Running both in the same container could get tricky indeed, and having them as separate apps wouldn't really be a problem in a microservices architecture.

We could start with some simple links, and move on from there. Loading the dashboard visually inside the SBA would probably be not so hard to achieve since it's responsive and has a pretty simple UI. I'm normally not a fan of iframes but something along those lines should already give some nice results, benefitting both projects.

More integration isn't entirely clear to me yet. SBA has a more advanced way of dealing with services, as there is a client component sending more specific information. Microservices Dashboard only observes the services without needing a change on the services themselves. That simplifies the internals of the MD as it doesn't need a reverse proxy and so on.

joshiste commented 8 years ago

having them as separate apps wouldn't really be a problem in a microservices architecture.

I agree.

We could start with some simple links, and move on from there.

yep

I'm normally not a fan of iframes but something along those lines should already give some nice results, benefitting both projects.

Me neither. I think there is a neat javascript lib which can load foreign html into my page (and also does some nice tricks to crop out the right bits of html) - like an ESI / SSI but only in the browser.

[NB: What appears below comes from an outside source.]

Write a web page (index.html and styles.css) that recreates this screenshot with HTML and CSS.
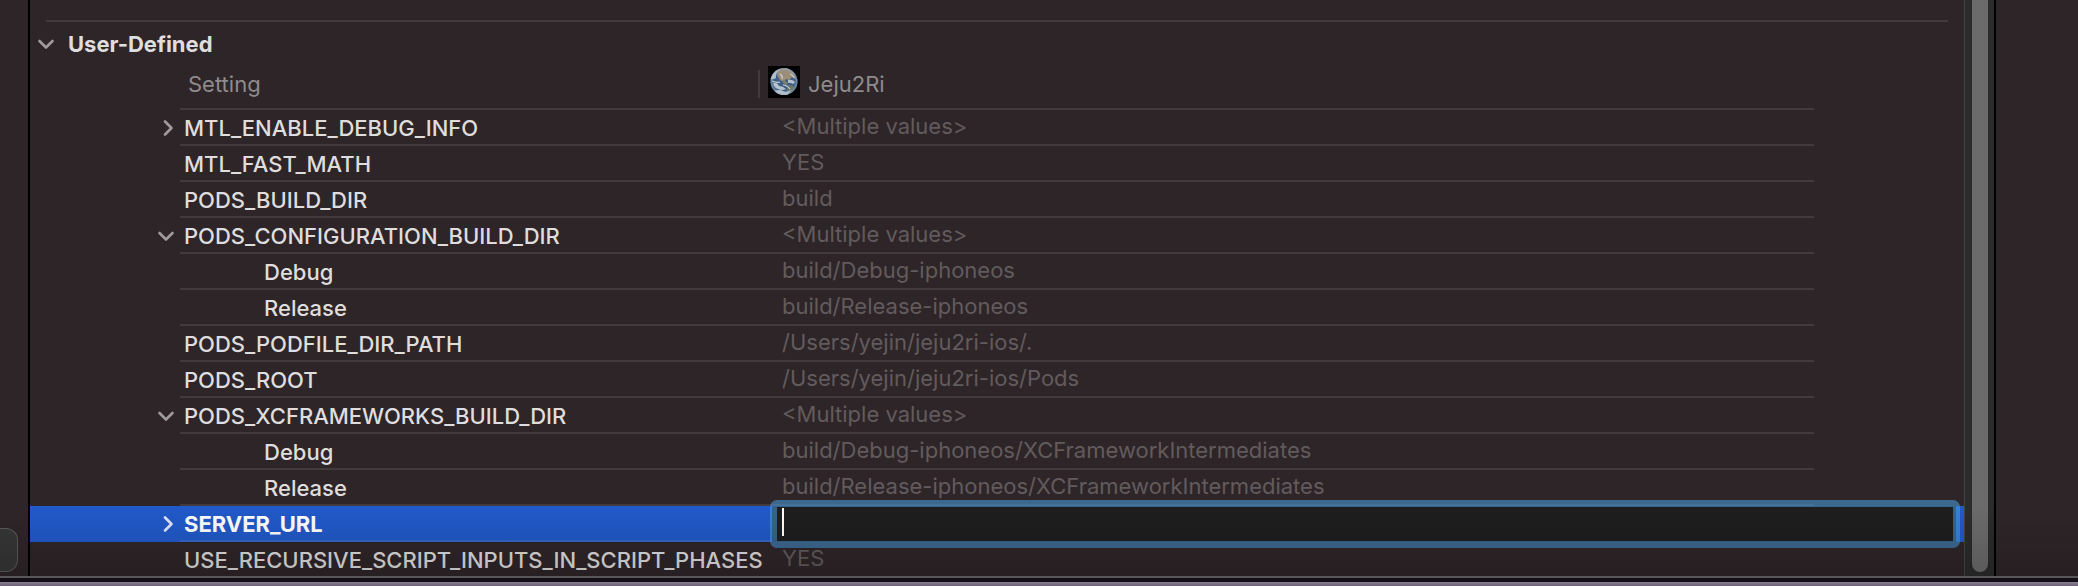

joshiste commented 8 years ago

SBA has a more advanced way of dealing with services, as there is a client component sending more specific information. Microservices Dashboard only observes the services without needing a change on the services themselves.

Imho they both nicely complement each other. As the first one focuses on single services and the latter one on the interaction between them. Or am I wrong?

joshiste commented 8 years ago

Is there any way how you deal with security? Couldn't find anything on that in your reference guide...

andreasevers commented 8 years ago

Imho they both nicely complement each other. As the first one focuses on single services and the latter one on the interaction between them. Or am I wrong?

That was our general idea when we started off with this project. SBA already existed so we didn't want to duplicate any functionality but really fill in the gaps. We want to focus on the links between microservices and refer for specific microservice details to the SBA application.

Is there anyway how you deal with security? Couldn't find anything on that in your reference guide...

Securing the dashboard itself with spring-security is straight-forward but fetching secured information hasn't been our priority yet. Definitely something on the roadmap.

joshiste commented 8 years ago

Securing the dashboard itself with spring-security is straight-forward but fetching secured information hasn't been our priority yet. Definitely something on the roadmap.

This is how SBA does it too.

But since it looks like spring-boot will enable security by default for the endpoints with 1.5 (even when spring-security isn't included) it's on my todo list.

cforce commented 7 years ago

Still hoping this will happen soon

TYsewyn commented 5 years ago

This has been put on the roadmap for 2.x. If everything goes according to plan both SBA and the dashboard server could be added to the same application from the start of this major release.